The Center for Meteorite Studies plays a significant role in the MSL mission; Director Mini Wadhwa is a Co-Investigator on the Sample Collection at Mars (SAM) experiment, and Assistant Director Michelle Minitti is a Co-Investigator on the imaging team. SAM consists of three instruments aimed at measuring the molecular and isotopic composition of rock and atmospheric samples and the distribution of any organics SAM might find. The imaging capability of Curiosity is primarily divided among four cameras designed by former ASU professor Michael Malin and ASU alumnus Ken Edgett. Mastcam consists of two cameras of different focal lengths that serve as Curiosity’s eyes on top of her mast. The Mars Hand Lens Imager (MAHLI) is a color, focusable camera that sits at the end of Curiosity’s arm and is capable of imaging everything from sand grains to the distant horizon. The Mars Descent Imager (MARDI) will capture a dramatic sequence of images as Curiosity descends through the Martian atmosphere to her home in Gale Crater.

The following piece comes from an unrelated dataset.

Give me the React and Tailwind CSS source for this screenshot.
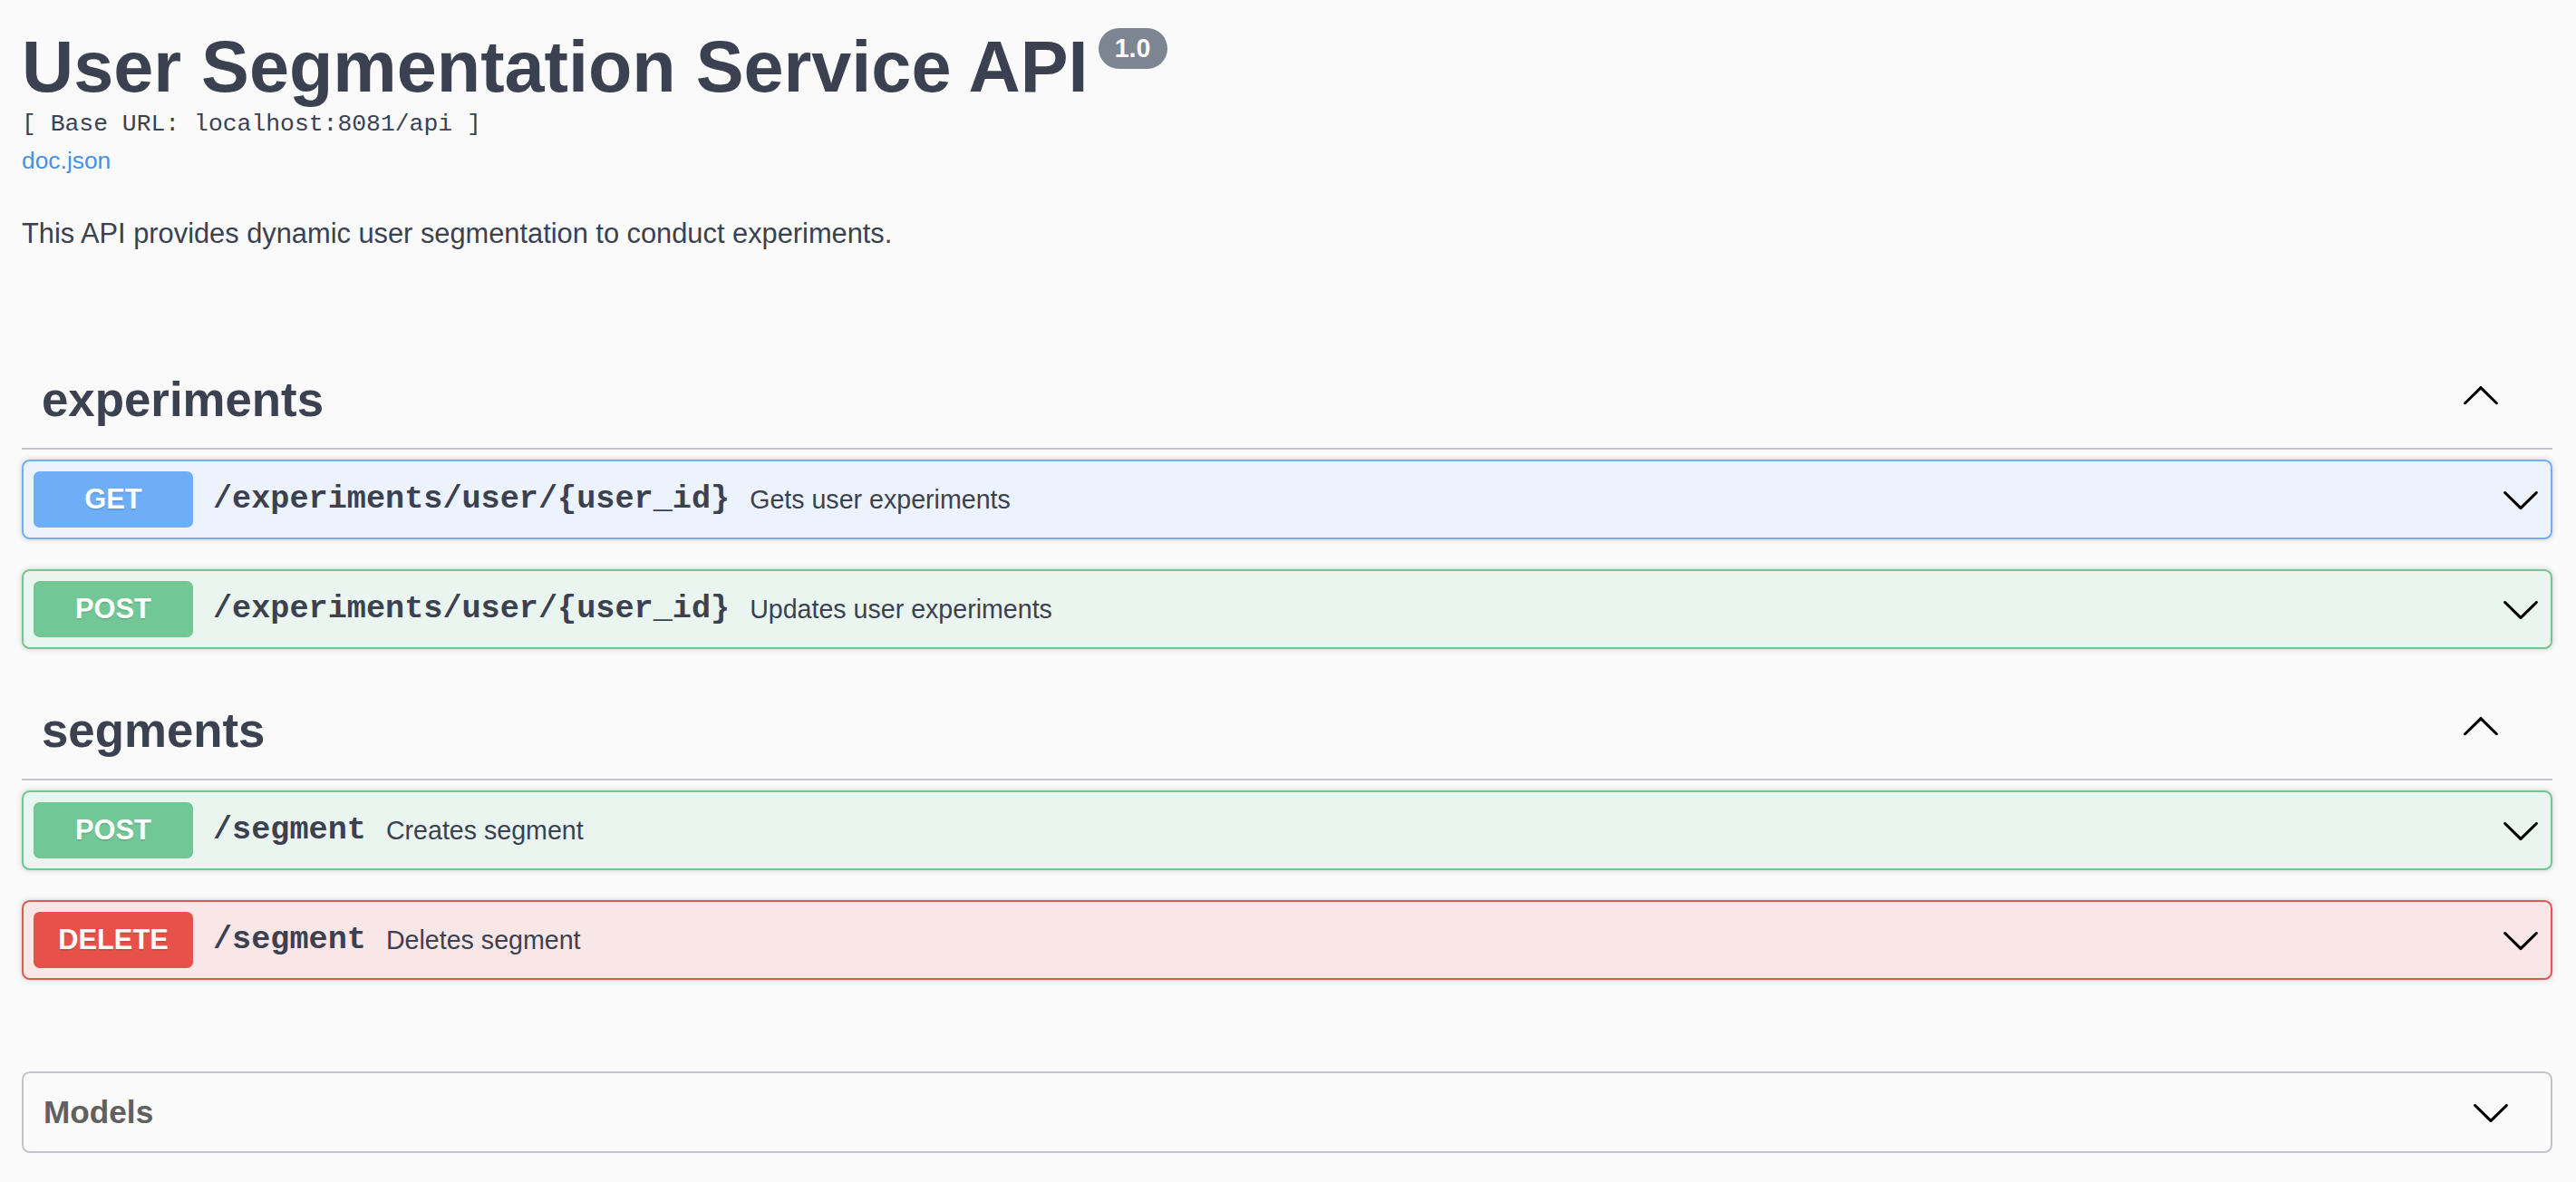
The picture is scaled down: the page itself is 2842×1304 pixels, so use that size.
import React from 'react';

const sans = "font-['Liberation_Sans',Arial,sans-serif]";
const mono = "font-['Liberation_Mono','Courier_New',monospace]";

const ArrowDown = ({ className = '' }) => (
    <svg width="44" height="44" viewBox="0 0 20 20" className={className} aria-hidden="true">
        <path
            fill="#000"
            d="M17.418 6.109c.272-.268.709-.268.979 0s.271.701 0 .969l-7.908 7.83c-.27.268-.707.268-.979 0l-7.908-7.83c-.27-.268-.27-.701 0-.969.271-.268.709-.268.979 0L10 13.25l7.418-7.141z"
        />
    </svg>
);

const ArrowUp = ({ className = '' }) => (
    <svg width="44" height="44" viewBox="0 0 20 20" className={className} aria-hidden="true">
        <path
            fill="#000"
            d="M17.418 14.908c.272.268.709.268.979 0s.271-.701 0-.969l-7.908-7.83c-.27-.268-.707-.268-.979 0l-7.908 7.83c-.27.268-.27.701 0 .969.271.268.709.268.979 0L10 7.767l7.418 7.141z"
        />
    </svg>
);

// colour sets per http method
const METHODS = {
    GET: { box: 'border-[#73aef0] bg-[#ecf3fc]', badge: 'bg-[#6daef7]' },
    POST: { box: 'border-[#74c596] bg-[#ebf5ef]', badge: 'bg-[#72c796]' },
    DELETE: { box: 'border-[#df5a53] bg-[#f9e7e7]', badge: 'bg-[#e7514a]' },
};

const tags = [
    {
        name: 'experiments',
        ops: [
            { method: 'GET', path: '/experiments/user/{user_id}', summary: 'Gets user experiments' },
            { method: 'POST', path: '/experiments/user/{user_id}', summary: 'Updates user experiments' },
        ],
    },
    {
        name: 'segments',
        ops: [
            { method: 'POST', path: '/segment', summary: 'Creates segment' },
            { method: 'DELETE', path: '/segment', summary: 'Deletes segment' },
        ],
    },
];

const OpBlock = ({ method, path, summary }) => {
    const c = METHODS[method];
    return (
        <div className={`mb-[33px] rounded-[8.8px] border-2 shadow-[0_0_6.6px_rgba(0,0,0,0.19)] ${c.box}`}>
            <div className="flex items-center p-[11px]">
                <div
                    className={`flex h-[62px] w-[176px] shrink-0 items-center justify-center rounded-[6.6px] text-[30.8px] font-bold text-white [text-shadow:0_2px_0_rgba(0,0,0,0.1)] ${sans} ${c.badge}`}
                >
                    {method}
                </div>
                <span className={`px-[22px] text-[35.2px] font-bold text-[#3b4151] ${mono}`}>{path}</span>
                <span className={`flex-1 text-[28.6px] text-[#3b4151] ${sans}`}>{summary}</span>
                <ArrowDown className="shrink-0" />
            </div>
        </div>
    );
};

export default function App() {
    return (
        <div className={`min-h-screen bg-[#fafafa] pb-[40px] pl-[24px] pr-[26px] pt-[28px] ${sans}`}>
            {/* info */}
            <h2 className="text-[79.2px] font-bold leading-[91px] text-[#3b4151]">
                User Segmentation Service API
                <span className="ml-[11px] mt-[3px] inline-flex h-[45px] w-[76px] items-center justify-center rounded-full bg-[#7d8492] align-top text-[28.6px] font-bold leading-none text-[#fafafa]">
                    1.0
                </span>
            </h2>
            <pre className={`mt-[3px] text-[26.4px] leading-[30px] text-[#3b4151] ${mono}`}>[ Base URL: localhost:8081/api ]</pre>
            <a href="#" className="mt-[10px] block text-[26.4px] leading-[30px] text-[#4990e2]">
                doc.json
            </a>
            <p className="mt-[48px] text-[30.8px] leading-[35px] text-[#3b4151]">
                This API provides dynamic user segmentation to conduct experiments.
            </p>

            {/* tags */}
            <div className="mt-[113px] flex flex-col">
                {tags.map((tag) => (
                    <div key={tag.name} className="mb-[4px] flex flex-col">
                        <h3 className="mb-[11px] flex items-center border-b-2 border-[#c3c4c8] py-[22px] pl-[22px] pr-[57px]">
                            <span className="flex-1 text-[52.8px] font-bold leading-[62px] text-[#3b4151]">{tag.name}</span>
                            <ArrowUp className="mb-[12px] shrink-0" />
                        </h3>
                        {tag.ops.map((op, i) => (
                            <OpBlock key={i} {...op} />
                        ))}
                    </div>
                ))}
            </div>

            {/* models */}
            <section className="mt-[64px] rounded-[8.8px] border-2 border-[#c3c4c8]">
                <h4 className="flex items-center py-[22px] pl-[22px] pr-[44px]">
                    <span className="flex-1 text-[35.2px] font-bold leading-[42px] text-[#606060]">Models</span>
                    <ArrowDown className="-my-[1px] shrink-0" />
                </h4>
            </section>
        </div>
    );
}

ASU School of Earth and Space Exploration Faculty members also play important roles on the MSL mission: Jack Farmer is a Co-Investigator on the CheMin instrument, which will provide the first direct measurements of mineralogy on Mars. Jim Bell is a Co-Investigator on the imaging team, and Alberto Behar is the investigation scientist for the Russian-contributed Dynamic Albedo of Neutrons (DAN) experiment which will detect subsurface hydrogen.